When he's bitching about his McJob tell him you are more than happy to help him find a job where he will be happy.
Don't mention anything about 'better' jobs, he might be getting pissy because he feels you are looking down at him over his current job.

I've done similar shit before I think?
>[He complains about job]
>Well I got out / you couldn't make that complaint if you worked elsewhere / hmm this seems like deja vu, I could always go over your CV for you and help you with jobs
>"Naaaaah I'll get round to it eventually"
Which then turned into
>"Yeah, I know, thanks"
Which is why I dropped it in the first place
I don't use the term better, but would "actual career" trigger the same kind of defensiveness? Thank you for your specific input here

If he's complaining about his job it sounds like he's just looking for some commiserating rather than an actual solution

>but would "actual career" trigger the same kind of defensiveness?
yes

He has a job and somebody has to keep those burgers flipped. Not everybody has to be some kind of scientist.

I'm not sure if this is true, he's not the type to look for validation with words or anything. I mean he likes ranting very occasionally but if I begin to agree with him he kinda loses steam. I will endeavour to offer platitudes first in the future tho, see if that helps any or if it causes the same reaction.

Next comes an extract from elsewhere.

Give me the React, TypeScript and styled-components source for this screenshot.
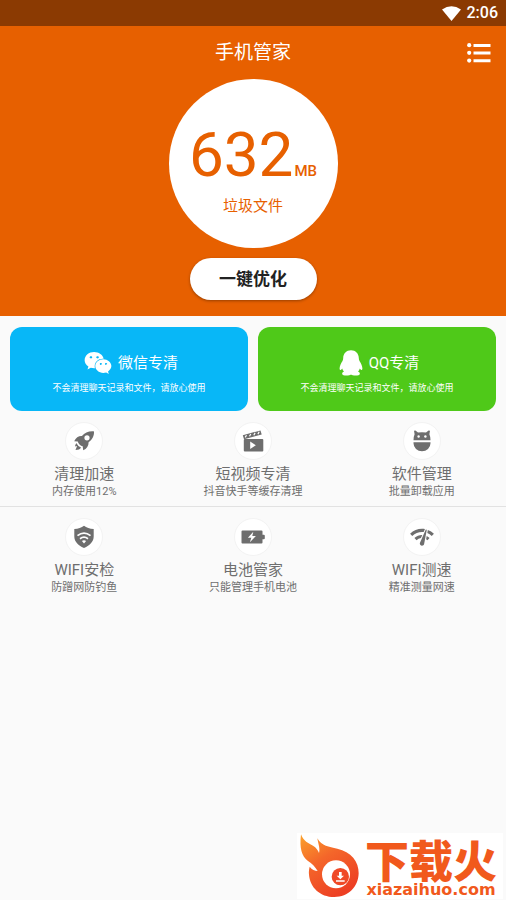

Cool, dropping that phrase then, thanks.

Please read
Also no, not everyone has to be a scientist but if you're an intelligent person with an actual skill, I believe you're doing yourself a disservice if you don't even try to reach your potential. The only thing that overrides this is if the person is genuinely happy where they are.

> you're doing yourself a disservice if you don't even try to reach your potential

EXACTLY THIS. I completely feel this way and understand exactly what you're going through. It's a waste of human potential and existence as a whole to do yourself a disservice like this.

Questions for you:

Do you live in bumfuck nowhere?

Is there some semblance of a good industry where you are that one can actually fulfill their potential with?

It's possible that he's scared to try doing something else because he doesn't want to fail, in which case it's a mindset change that he's going to have to come to terms with if he's to do any better for himself

you'll have to gauge what a realistic expectation for him is. is he genuinely kinda stupid, not very creative, and lazy? if so he probably wont' excel too far past that and you'll just be badgering someone who has hit their potential.

at the same time, decide whether or not you're cool with that. If you try to push him past his limits you'll just hurt yourself and him if he's actually just a bit of a turd who doesn't want to grow up at the rate you expect.

Maybe talk about the prospect of having kids and how these kids will look at him as the dad whose work is flipping burgers.
If he bitchs about the job, listen to him but keep bothering about changing jobs when he pisses you.
I don't think you should think less of him but press on these points that you would think will make him be a better self.

Most people (Men actually) change when they have kids and try harder.